No such issues of identity for power trip The Wyches, who serve up a loose yet entertaining set of goth-grunge. It’s one hybrid I can’t recall havng encountered before, but it works well, with some chunky basslines and awkward, angsty lyrics delivered in a Kurt Cobain howl, and all the while they look like Cure fans did back in the 90s.

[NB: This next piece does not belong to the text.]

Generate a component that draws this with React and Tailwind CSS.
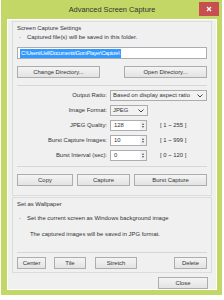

Future of the Left are one of those bands who, like Andrew Falkous and Jack Egglestone’s previous band mclusky, have build an extremely devoted – by which I mean rabid – fanbase. Quirky, offbeat and bloody noisy, they’ll never trouble the mainstream, and with songs swiping at the music industry the chances are they’re not going to get signed to a major label any time soon. These are precisely reasons that they’re a band that are the very epitome of ‘cult’. Touring their recently released pledge-funded fourth album, it’s no surprise that tracks from ‘How To Stop Your Brain in an Accident’ feature prominently. The album’s been well-received, and they certainly don’t sound like they’re only just bedding them in live in a set that’s tightly packed and tightly played. It’s not just about the energy or the quality of the performance, but the sense of FOTL being special that raised the atmosphere to an electric level, and the crowd went crackers from the get-go. Thankfully, these hipsters aren’t to cool to let to and flail around like maniacs when given the right soundtrack.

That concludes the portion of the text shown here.